Cliccando spensieratamente su ‘inizia il test’, usciamo fuori da Facebook (dove abbiamo messo i paletti, configurando degli appositi requisiti di privacy) e autorizziamo gli sconosciuti che producono il giochetto a inserire all’esterno del social network i nostri dati e una serie di informazioni che possono avere un altissimo valore di mercato: nome e cognome; data di nascita; città natale, città in cui viviamo, città che abbiamo visitato; lavoro attuale e lavori e lavoretti che abbiamo fatto in passato; scuole, corsi di formazione e università in cui abbiamo studiato o studiamo; i nostri gusti sotto forma di ‘wow’, ‘💓’ e ‘Mi piace’; libri, film, cantanti e programmi tv preferiti; i nostri video, le nostre foto e quelle in cui siamo taggati (incluso quelle contrassegnate come private); il browser che usiamo; le lingue che conosciamo; il nostro orientamento politico e sessuale; le nostre credenze; la lista dei nostri amici; il nostro indirizzo IP e, se li abbiamo inseriti, perfino il nostro numero di telefono, lo stato civile e la nostra mail personale.

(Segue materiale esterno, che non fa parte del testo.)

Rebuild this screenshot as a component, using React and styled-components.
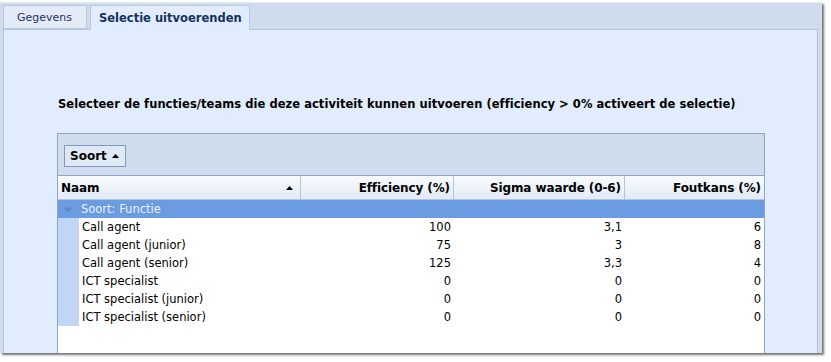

Insomma, stiamo attenti e teniamo alto i nostri livelli di privacy. Già lasciamo dappertutto impronte digitali, cerchiamo almeno di difendere qualche frammento della nostra riservatezza e di non esporci alle grinfie di malintenzionati.

Giocando a conoscere noi stessi, mettiamo in gioco la nostra vita privata e la offriamo gratuitamente alla mercé dei mercanti del tempio digitale. Poi, quando pubblichiamo i risultati per mostrarli ad amici e conoscenti, diventiamo esca per chiunque si trovi a passare e, leggendo, sia indotto a giocare anche lui e cedere, inconsapevolmente, una parte della sua privacy.

Lo diceva mia nonna che non si debbono mai accettare caramelle dagli sconosciuti; e nemmeno “cookies“, spam e mele avvelenate.